Le Quatuor n°4, créé à Budapest en 1928, est composé dans la foulée du n°3. Il est en 5 parties et adopte un plan en miroir, ayant en son centre le Lento (non troppo lento), encadré par 2 scherzos, eux mêmes associés à un Allegro, à chaque extrémités. D’une complexité fascinante par son langage qui fourmille et suggère, le Quatuor n°4 indique une nouvelle démarche (ascendante) du chromatisme savant vers la vérité du diatonisme (d’origine populaire), avec dans le mouvement central, le passage d’un langage à l’autre. Ce cheminement, du concept musical pur vers l’émergence d’une vérité palpitante (même schéma structurel et même conscience de la pensée musicale dans le sommet orchestral qu’est Musique pour cordes, percussion, célesta de 1936) assure à l’ensemble du cycle, en son flux enchaîné, sa grande unité organique, d’un mouvement à l’autre. Contrairement aux Romantiques, Bartok inverse le déroulement formel et musical : le dernier mouvement étant la résolution des tensions développées depuis le début du cycle ; les 4 et 5è épisodes étant les versions diatoniques des deux premiers.
Ecrit en 1 mois à l’été 1934 et créé à Washington (avril 1935), le 5è Quatuor de Bartok reflète l’activité musicale très intense de la période, celle des Mikrokosmos. Son plan est identique que le 4è (5 épisodes en arche, symétrique depuis son centre, traité en Scherzo, lui-même encadré par 2 épisodes lents). Sans adhérer à la vague néoclassique, propre aux années 1930, Bartok s’affirme cependant nettement plus tonal que dans le 4è (mouvements lents en forme de nocturnes mystérieux). La concision avec laquelle Bartok affirme son écriture, la claire volonté qui se précise dans l’architecture globale concentre l’affirmation d’un tempérament original qui se dresse alors dans la tourmente barbare sévissant dans l’Europe prénazie.

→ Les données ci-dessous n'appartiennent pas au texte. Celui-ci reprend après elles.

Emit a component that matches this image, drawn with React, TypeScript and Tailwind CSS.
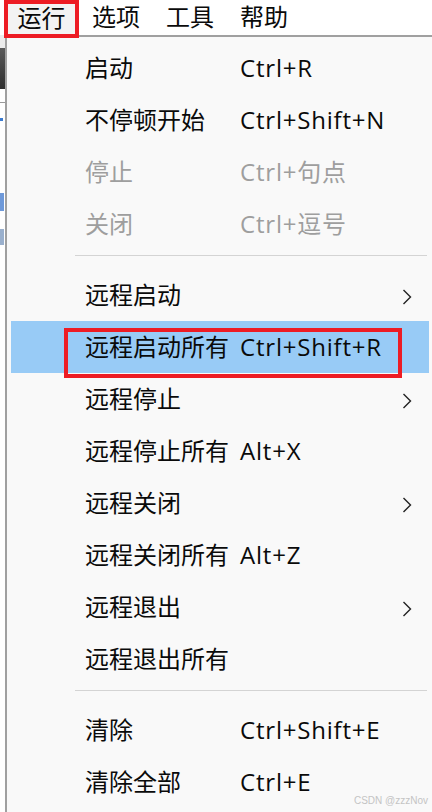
import React from "react";

type Item =
  | { kind: "item"; label: string; shortcut?: string; disabled?: boolean; sub?: boolean; active?: boolean }
  | { kind: "sep" };

const items: Item[] = [
  { kind: "item", label: "启动", shortcut: "Ctrl+R" },
  { kind: "item", label: "不停顿开始", shortcut: "Ctrl+Shift+N" },
  { kind: "item", label: "停止", shortcut: "Ctrl+句点", disabled: true },
  { kind: "item", label: "关闭", shortcut: "Ctrl+逗号", disabled: true },
  { kind: "sep" },
  { kind: "item", label: "远程启动", sub: true },
  { kind: "item", label: "远程启动所有", shortcut: "Ctrl+Shift+R", active: true },
  { kind: "item", label: "远程停止", sub: true },
  { kind: "item", label: "远程停止所有", shortcut: "Alt+X" },
  { kind: "item", label: "远程关闭", sub: true },
  { kind: "item", label: "远程关闭所有", shortcut: "Alt+Z" },
  { kind: "item", label: "远程退出", sub: true },
  { kind: "item", label: "远程退出所有" },
  { kind: "sep" },
  { kind: "item", label: "清除", shortcut: "Ctrl+Shift+E" },
  { kind: "item", label: "清除全部", shortcut: "Ctrl+E" },
];

function Chevron() {
  return (
    <svg width="10" height="18" viewBox="0 0 10 18" className="mt-[3px] shrink-0">
      <path d="M1.5 2 L8.5 9 L1.5 16" fill="none" stroke="#222" strokeWidth="1.4" />
    </svg>
  );
}

export default function App() {
  return (
    <div
      className="relative w-[432px] h-[812px] overflow-hidden bg-white text-[24px] text-[#0a0a0a]"
      style={{ fontFamily: '"Open Sans", "Noto Sans CJK SC", sans-serif' }}
    >
      {/* menu bar */}
      <div className="relative z-10 flex h-[35px] pl-[4px] bg-white">
        {["运行", "选项", "工具", "帮助"].map((t, i) => (
          <div
            key={t}
            className={
              i === 0
                ? "h-[38px] w-[75px] shrink-0 border-[4px] border-[#ed1c24] bg-[#f3f3f3] text-center leading-[27px] whitespace-nowrap"
                : "h-[35px] w-[74px] shrink-0 pt-[3px] text-center leading-[28px] whitespace-nowrap"
            }
          >
            {t}
          </div>
        ))}
      </div>

      <div className="flex h-[777px]">
        {/* background app strip */}
        <div className="flex w-[5px] shrink-0 flex-col bg-white">
          <div className="h-[13px] bg-[#ececec]" />
          <div className="h-[41px] bg-gradient-to-b from-[#5a5a5a] to-[#2e2e2e]" />
          <div className="h-[13px] bg-white" />
          <div className="h-[1px] bg-[#9a9a9a]" />
          <div className="h-[15px]" />
          <div className="h-[3px] w-[3px] bg-[#3b7bd0]" />
          <div className="h-[72px]" />
          <div className="h-[18px] w-[4px] bg-[#4a7fcf] opacity-80" />
          <div className="h-[18px]" />
          <div className="h-[16px] w-[4px] bg-[#6f8fb8] opacity-70" />
        </div>

        {/* dropdown panel */}
        <div className="flex-1 border-l-2 border-t-2 border-[#a0a0a0] bg-[#f9f9f9] pt-[5px]">
          {items.map((it, idx) =>
            it.kind === "sep" ? (
              <div key={idx} className="h-[19px] pt-[5px] pl-[68px] pr-[5px]">
                <div className="h-[1px] bg-[#d4d4d4]" />
              </div>
            ) : (
              <div
                key={idx}
                className={
                  "relative ml-[4px] mr-[3px] flex h-[52px] items-center pl-[74px] pr-[17px] leading-[52px] " +
                  (it.active ? "bg-[#98cbf6]" : "") +
                  (it.disabled ? " text-[#9e9e9e]" : "")
                }
              >
                <span className="w-[155px] shrink-0 whitespace-nowrap">{it.label}</span>
                <span className="flex-1 whitespace-nowrap tracking-[0.8px]">{it.shortcut ?? ""}</span>
                {it.sub ? <Chevron /> : null}
                {it.active ? (
                  <div className="absolute left-[53px] top-[7px] h-[50px] w-[338px] border-[4px] border-[#ed1c24]" />
                ) : null}
              </div>
            )
          )}
        </div>
      </div>

      <div
        className="absolute bottom-[5px] right-[4px] text-[10px] leading-[12px] text-[#c4c4c4]"
        style={{ fontFamily: '"Liberation Sans", sans-serif' }}
      >
        CSDN @zzzNov
      </div>
    </div>
  );
}
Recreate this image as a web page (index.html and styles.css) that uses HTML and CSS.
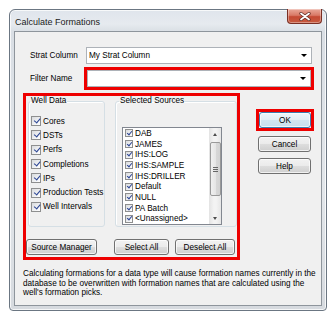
FILE: index.html
```html
<!DOCTYPE html>
<html>
<head>
<meta charset="utf-8">
<link rel="stylesheet" href="styles.css">
</head>
<body>
<div class="window">
  <div class="titlebar">
    <span class="title">Calculate Formations</span>
    <span class="close">
      <svg width="12" height="9" viewBox="0 0 12 9">
        <path d="M2 1.5 L10 7.5 M10 1.5 L2 7.5" stroke="#5a2a22" stroke-width="3.2" stroke-linecap="round"/>
        <path d="M2 1.5 L10 7.5 M10 1.5 L2 7.5" stroke="#ffffff" stroke-width="1.8" stroke-linecap="round"/>
      </svg>
    </span>
  </div>
  <div class="client">
    <div class="field-row">
      <span class="field-label label-strat">Strat Column</span>
      <div class="combo combo-strat"><span class="combo-text">My Strat Column</span><span class="combo-arrow"></span></div>
    </div>
    <div class="field-row row-filter">
      <span class="field-label label-filter">Filter Name</span>
      <div class="hl hl-filter">
        <div class="combo combo-filter"><span class="combo-text"></span><span class="combo-arrow"></span></div>
      </div>
    </div>
    <div class="main">
      <div class="hl hl-main">
        <div class="groups">
          <fieldset class="group group-well">
            <legend>Well Data</legend>
            <div class="check-row"><span class="cb"></span>Cores</div>
            <div class="check-row"><span class="cb"></span>DSTs</div>
            <div class="check-row"><span class="cb"></span>Perfs</div>
            <div class="check-row"><span class="cb"></span>Completions</div>
            <div class="check-row"><span class="cb"></span>IPs</div>
            <div class="check-row"><span class="cb"></span>Production Tests</div>
            <div class="check-row"><span class="cb"></span>Well Intervals</div>
          </fieldset>
          <fieldset class="group group-sources">
            <legend>Selected Sources</legend>
            <div class="listbox">
              <div class="list-items">
                <div class="list-item"><span class="cb cb-small"></span>DAB</div>
                <div class="list-item"><span class="cb cb-small"></span>JAMES</div>
                <div class="list-item"><span class="cb cb-small"></span>IHS:LOG</div>
                <div class="list-item"><span class="cb cb-small"></span>IHS:SAMPLE</div>
                <div class="list-item"><span class="cb cb-small"></span>IHS:DRILLER</div>
                <div class="list-item"><span class="cb cb-small"></span>Default</div>
                <div class="list-item"><span class="cb cb-small"></span>NULL</div>
                <div class="list-item"><span class="cb cb-small"></span>PA Batch</div>
                <div class="list-item"><span class="cb cb-small"></span>&lt;Unassigned&gt;</div>
              </div>
              <div class="scrollbar">
                <span class="sb-btn"><span class="arrow-up"></span></span>
                <span class="sb-thumb"><span class="grip"></span></span>
                <span class="sb-btn sb-down"><span class="arrow-down"></span></span>
              </div>
            </div>
          </fieldset>
        </div>
        <div class="btn-row">
          <button class="btn btn-source">Source Manager</button>
          <button class="btn btn-select">Select All</button>
          <button class="btn btn-deselect">Deselect All</button>
        </div>
      </div>
      <div class="side">
        <div class="hl hl-ok"><button class="btn btn-ok">OK</button></div>
        <button class="btn btn-side btn-cancel">Cancel</button>
        <button class="btn btn-side btn-help">Help</button>
      </div>
    </div>
    <p class="note">Calculating formations for a data type will cause formation names currently in the<br>database to be overwritten with formation names that are calculated using the<br>well's formation picks.</p>
  </div>
</div>
</body>
</html>
```

FILE: styles.css
```css
* { box-sizing: border-box; }

body {
  margin: 0;
  background: #ffffff;
  font-family: "Liberation Sans", Arial, sans-serif;
  font-size: 8.2px;
  color: #000;
}

.window {
  margin: 9px 0 0 9px;
  width: 318px;
  height: 302px;
  border: 1px solid #6b7682;
  border-radius: 6px 6px 4px 4px;
  background: linear-gradient(#dfe5ec 0, #e6eaef 14px, #d9dee4 22px, #e2e6ea 60%, #d6dadf 100%);
  box-shadow: inset 0 0 0 1px rgba(255,255,255,0.75);
  padding: 0 4px 4px 4px;
  display: flex;
  flex-direction: column;
}

.titlebar {
  height: 21px;
  display: flex;
  justify-content: space-between;
  align-items: flex-start;
}

.title {
  font-size: 9px;
  padding: 7px 0 0 1px;
  color: #1a1a1a;
}

.close {
  width: 35px;
  height: 15px;
  margin-top: -1px;
  border: 1px solid #7a2f24;
  border-top: none;
  border-radius: 0 0 4px 4px;
  background: linear-gradient(#e9a899 0%, #d97a66 45%, #c54a33 55%, #c75b40 100%);
  box-shadow: inset 0 0 0 1px rgba(255,255,255,0.35);
  display: flex;
  align-items: center;
  justify-content: center;
}

.client {
  flex: 1;
  background: #f0f0f0;
  border: 1px solid #8e959c;
  padding: 15px 6px 0 8px;
  display: flex;
  flex-direction: column;
}

.field-row {
  display: flex;
  align-items: center;
  margin-left: 7px;
}

.field-label { color: #000; }
.label-strat { width: 56px; }
.label-filter { width: 54px; }

.row-filter { margin-top: 3px; }

.combo {
  height: 17px;
  background: #fff;
  border: 1px solid #adb2b8;
  display: flex;
  align-items: center;
  justify-content: space-between;
  padding: 0 4px 0 2px;
}

.combo-strat { width: 226px; }
.combo-filter { width: 224px; }

.combo-arrow {
  width: 0;
  height: 0;
  border-left: 3px solid transparent;
  border-right: 3px solid transparent;
  border-top: 3px solid #000;
}

.hl { border: 3px solid #ee0000; }

.hl-filter { width: 230px; height: 23px; }

.main {
  display: flex;
  margin-top: 3px;
}

.hl-main {
  width: 217px;
  height: 167px;
  display: flex;
  flex-direction: column;
}

.groups {
  display: flex;
  height: 131px;
}

.group {
  margin: 0;
  height: 131px;
  border: 1px solid #d5dfe5;
  border-radius: 3px;
  box-shadow: inset 1px 1px 0 #fff;
  min-width: 0;
}

.group legend {
  padding: 0 1px;
  line-height: 10px;
  height: 10px;
}

.group-well {
  width: 77px;
  margin-left: 2px;
  padding: 8px 0 0 2px;
}

.group-well legend { margin-left: -1px; }

.group-sources {
  width: 122px;
  margin-left: 10px;
  padding: 21px 0 0 6px;
}

.group-sources legend { margin-left: -3px; }

.check-row {
  height: 14.3px;
  display: flex;
  align-items: center;
  white-space: nowrap;
}

.cb {
  position: relative;
  width: 10px;
  height: 10px;
  flex: none;
  border: 1px solid #8e8f8f;
  background: linear-gradient(135deg, #d8dadd 0%, #f4f5f6 70%, #ffffff 100%);
  margin-right: 2px;
}

.cb::after {
  content: "";
  position: absolute;
  left: 1.5px;
  top: 1px;
  width: 5px;
  height: 2.5px;
  border-left: 1.6px solid #2c4594;
  border-bottom: 1.6px solid #2c4594;
  transform: rotate(-50deg);
}

.cb-small {
  width: 8px;
  height: 8px;
  margin-right: 2px;
}

.cb-small::after {
  left: 1px;
  top: 0.5px;
  width: 4px;
  height: 2px;
}

.listbox {
  width: 100px;
  height: 98px;
  background: #fff;
  border: 1px solid #828790;
  display: flex;
}

.list-items {
  flex: 1;
  padding: 0 0 0 2px;
}

.list-item {
  height: 10.7px;
  display: flex;
  align-items: center;
  white-space: nowrap;
}

.scrollbar {
  width: 12px;
  display: flex;
  flex-direction: column;
  align-items: center;
  background: linear-gradient(90deg, #e3e3e3, #f3f3f3 40%, #f3f3f3 60%, #e6e6e6);
}

.sb-btn {
  width: 12px;
  height: 12px;
  display: flex;
  align-items: center;
  justify-content: center;
}

.sb-down { margin-top: auto; }

.arrow-up {
  width: 0;
  height: 0;
  border-left: 2.5px solid transparent;
  border-right: 2.5px solid transparent;
  border-bottom: 3px solid #4d4d4d;
}

.arrow-down {
  width: 0;
  height: 0;
  border-left: 2.5px solid transparent;
  border-right: 2.5px solid transparent;
  border-top: 3px solid #4d4d4d;
}

.sb-thumb {
  width: 11px;
  height: 54px;
  margin-top: 2px;
  border: 1px solid #999;
  border-radius: 2px;
  background: linear-gradient(90deg, #f0f0f0, #e6e6e6 50%, #d8d8d8 50%, #d2d2d2);
  display: flex;
  align-items: center;
  justify-content: center;
}

.grip {
  width: 5px;
  height: 5px;
  background: repeating-linear-gradient(#666 0, #666 1px, transparent 1px, transparent 2px);
}

.btn-row {
  display: flex;
  margin-top: 12px;
}

.btn {
  height: 16px;
  margin: 0;
  padding: 0;
  font-family: "Liberation Sans", Arial, sans-serif;
  font-size: 8.2px;
  color: #000;
  border: 1px solid #707070;
  border-radius: 3px;
  background: linear-gradient(#f2f2f2 0%, #ebebeb 48%, #dddddd 52%, #cfcfcf 100%);
  box-shadow: inset 0 0 0 1px rgba(255,255,255,0.7);
}

.btn-source { width: 71px; }
.btn-select { width: 55px; margin-left: 17px; }
.btn-deselect { width: 60px; margin-left: 6px; }

.side {
  margin-left: 16px;
  margin-top: 16px;
  display: flex;
  flex-direction: column;
}

.hl-ok { width: 58px; height: 22px; }

.btn-ok {
  width: 52px;
  height: 16px;
  border-color: #3c7fb1;
  background: linear-gradient(#eef6fb 0%, #e2eef6 48%, #d2e5f1 52%, #c8dfee 100%);
}

.btn-side {
  width: 53px;
  margin-left: 2px;
}

.btn-cancel { margin-top: 5px; }
.btn-help { margin-top: 6px; }

.note {
  margin: 9px 0 0 0;
  line-height: 9.7px;
  white-space: nowrap;
}
```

Commencé en Suisse (Saanen, août 1939), achevé à Budapest, puis créé à New York en janvier 1941, le 6è Quatuor ouvre la voie de la dernière maturité, celle qui précipitent la guerre et la mort de sa mère. Bartok s’expatrie aux USA. L’ensemble des 4 mouvements emprunte un rythme de plus en plus ralenti. Chacun est introduit par un leit motiv / ritournelle, « Mesto » (triste), avec variation à chaque énoncé. L’expression de la confession et d’une intimité affleurante se précise ici : la ritournelle, sujet et figure du désespoir, devenant même la matrice entière du dernier mouvement (à la place d’un vif populaire, initialement prévu). L’ombre de Beethoven surgit alors : dans un questionnement qui interroge la forme, inspire son développement, et questionne même jusqu’au sens profond de la musique : « Muss es sein ? » du Quatuor opus 135 de Beethoven.
En fusionnant histoire, expérience, intimité, à travers un cheminement unique, qui rappelle ici la pensée en mouvement et métamorphose, Sibelius et Janacek-, Bela Bartok, dans ses 6 Quatuors à cordes raconte une odyssée profonde et âpre, au souffle dramatique si personnel. Son questionnement interroge au delà de la musique, le sens même d’une existence.